On Dec 7, 2009, at 11:36 AM, J. Bruce Fields wrote:

On Thu, Dec 03, 2009 at 10:28:53AM -0500, Chuck Lever wrote:
On Dec 2, 2009, at 12:20 PM, Chuck Lever wrote:
If you send an SM_NOTIFY to statd, it will ignore it if it doesn't
recognize the mon_name.  statd also checks the sender's IP address,
which would be different in this case than that actual peer's IP
address.

The SM_NOTIFY RPC does not have a return value, so there's no way to
know whether your command was effective (other than seeing that the
locks are still held).

clear_locks would have to read /var/lib/nfs/statd/sm/foo to get the
RPC proc/vers/proc and priv arguments if it were to send an NLM
downcall.

Taking the downcall approach....

If we can live with operating "in the dark" (with regard to what the
kernel is actually doing) and live with the "appropriation" of data  
in
/var/lib/nfs/statd, this would be simple and get us 70-80%.

Basically this tool would make use of the features of the new  
libnsm.a.
Copy sm-notify.c, strip out the unnecessary parts, and use the  
libnsm.a
NLM downcall functions instead of its SM_NOTIFY functions.

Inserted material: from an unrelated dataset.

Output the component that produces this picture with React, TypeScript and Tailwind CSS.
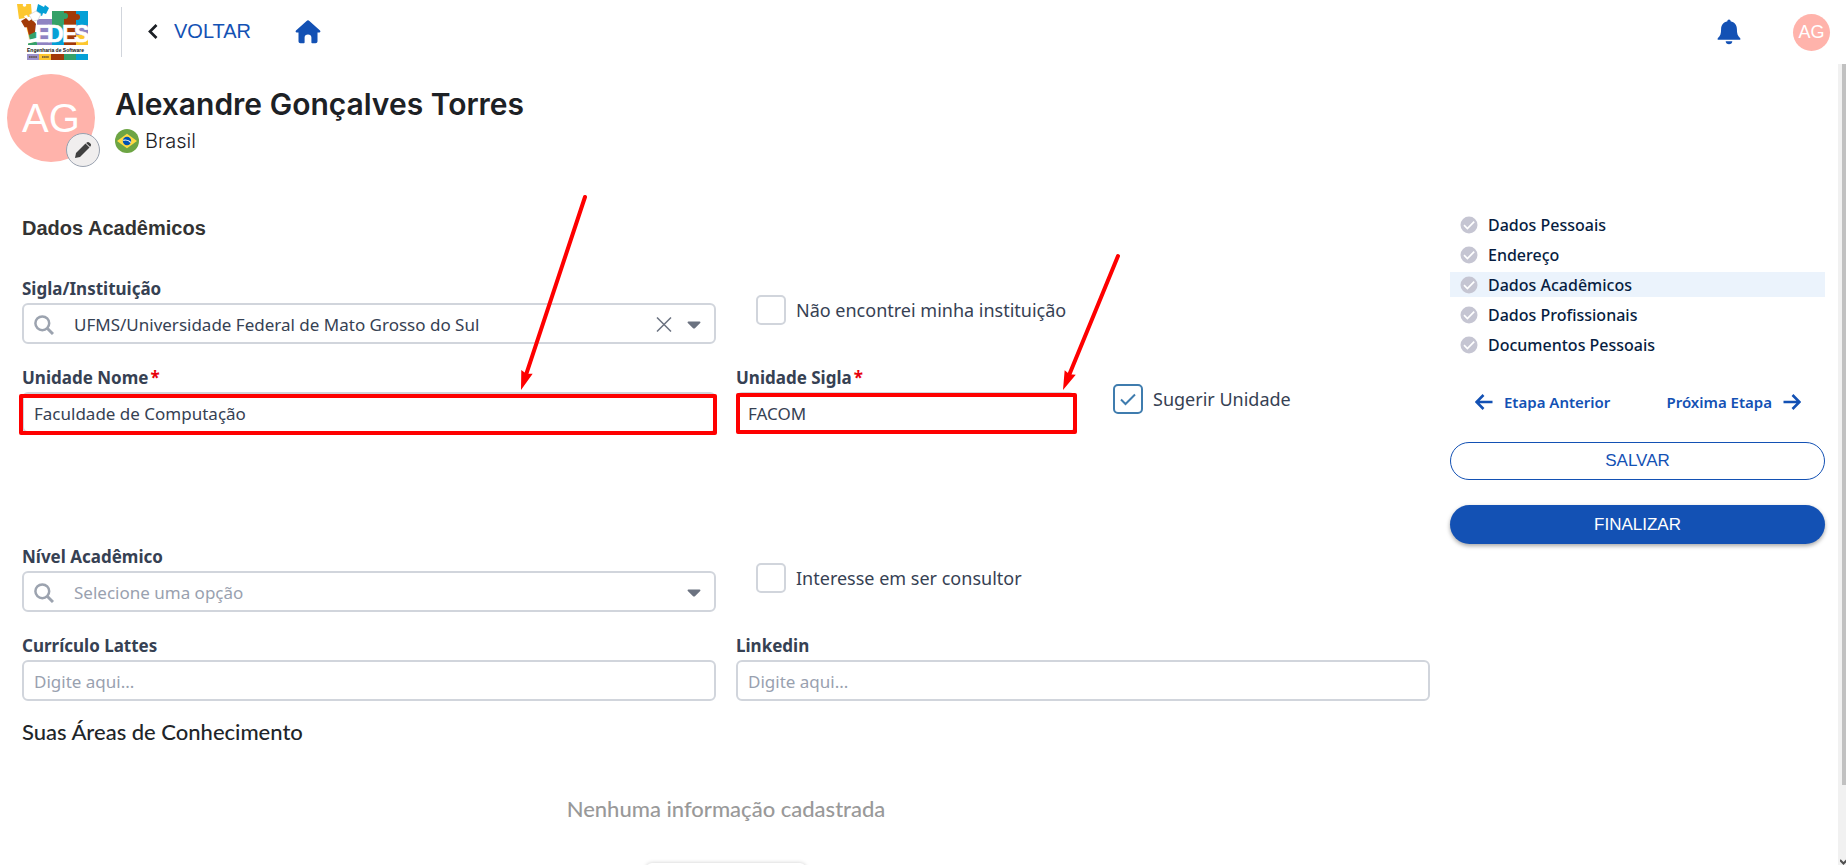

Forgive me for being behind here: what's the practical difference
between the two?  I guess the NLM rpc's are authenticated just by  
being
from localhost.  Does it give any better error reporting?  What's  
the remaining 20-30%?

Having a sysfs interface would allow the tool to detect immediately  
whether the clearlocks downcall worked.  See above: the NLM downcall  
has a void result, so there's no easy way to tell whether it actually  
did anything.

Also, the statd data under /var/lib/nfs could be out of sync with the  
kernel's NSM host cache.  Essentially clearlocks would be operating  
against a possibly stale copy of the real working list of remote peers.

A synopsis might be:

  clear-locks [-a] [-p state-directory] [--list] [hostname]  
[hostname]
[hostname] ...

-a      Clear NLM locks for all monitored peers

-p      Specify an alternate state directory (default: /var/lib/nfs/
statd)

--list  List all monitored peers

Each hostname would have to match a monitor record.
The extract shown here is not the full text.